The Batavian Republic was formed in 1795 from Holland as a puppet state to the French First Republic. The ousted William V, Prince of Orange, went into exile in England. There he formed the Dutch Emigrant Brigade from troops who had stayed loyal to him, however those Dutch soldiers serving at the time in their colonies of Surinam, Berbice, Essequibo, and Demerara refused to allow their charges to be taken over by William's new British allies. Subsequently, in 1796 Demerara and Essequibo were captured by the British and garrisoned. The Dutch soldiers stationed in these two colonies then defected to the British cause, becoming the Loyal Orange Brigade. Surinam and Berbice were left in Batavian hands.

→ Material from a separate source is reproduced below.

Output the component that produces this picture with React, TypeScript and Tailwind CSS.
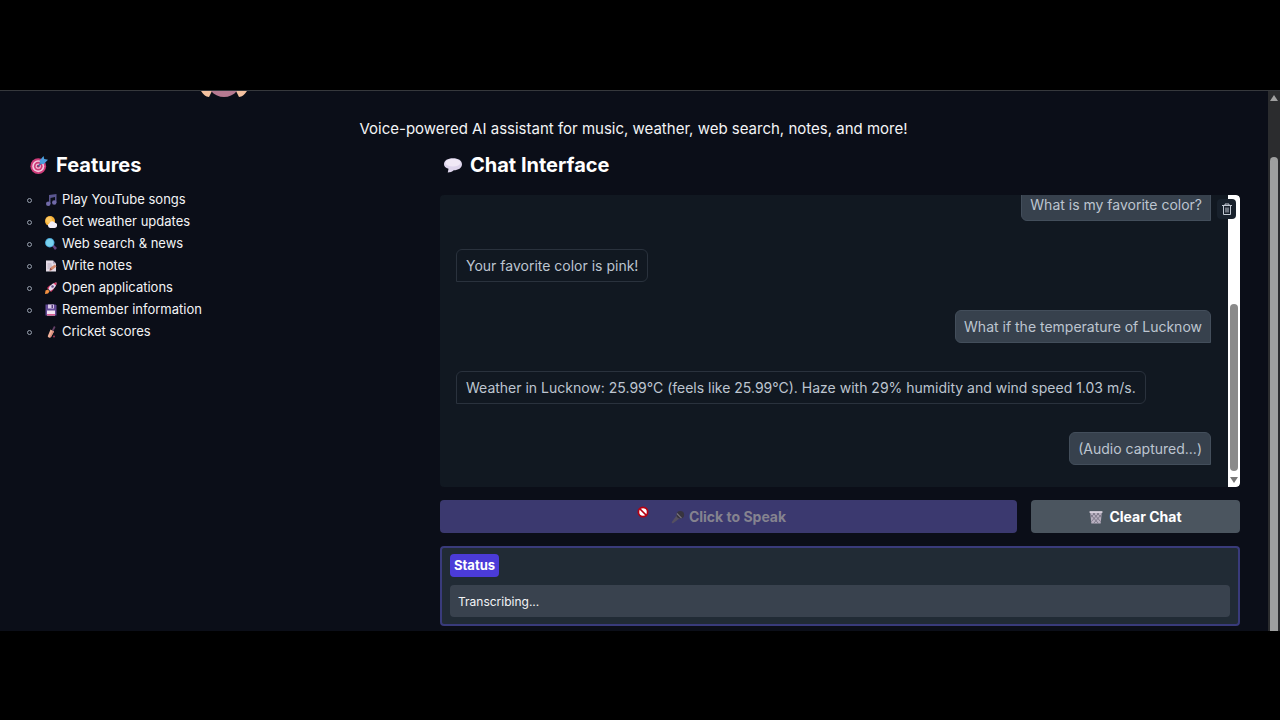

When the French Revolutionary Wars ended in March 1802 with the Peace of Amiens, Demerara and Essequibo were given back to Batavian control. The local population of the colonies was, however, unhappy with the renewed or continued Batavian rule. The French colonial administrator Victor Hughes had recently visited the Dutch colonies, worrying them that in case of war combat in their lands would see devastation equal to that seen at the invasion of Guadeloupe in 1794. To avoid this the Dutch appealed to Britain for protection.

When the Napoleonic Wars began in May 1803 the Dutch regular soldiers garrisoning Berbice mutinied against the republicans, hoisting the Union Jack. The uprising was eventually put down after heavy fighting. On 16 September a British force under Lieutenant-General William Grinfield arrived at Georgetown and offered terms of surrender to the colonies. Demerara and Essequibo capitulated on 20 September and Berbice followed five days later. Surinam was, as in 1796, left untouched. Having shown their disinterest in serving Batavia and with the likely alternative being starvation, over 1,000 Dutch soldiers, mostly from the Berbice garrison, chose to join the British Army.

Service
While some of the Dutch volunteers were recruited into the 60th Regiment of Foot, a majority were taken to the British stronghold of Barbados, where they were formed into the Barbados Volunteer Emigrants later in September by Colonel Fitzroy Maclean. This new unit was organised into ten companies with a total strength of 1,804. The name of the regiment was changed to the York Light Infantry Volunteers (YLIV) in January 1804. New officers for the regiment were brought in from other British units already serving in the West Indies. The lieutenant-colonel, Francis Streicher, came from the 60th, while the senior major, Francis Geraghty, was from the 6th West India Regiment. Many of the subalterns were non commissioned officers who had been commissioned from the ranks. While the majority of officers were British, two lieutenants were taken from the original Batavian forces.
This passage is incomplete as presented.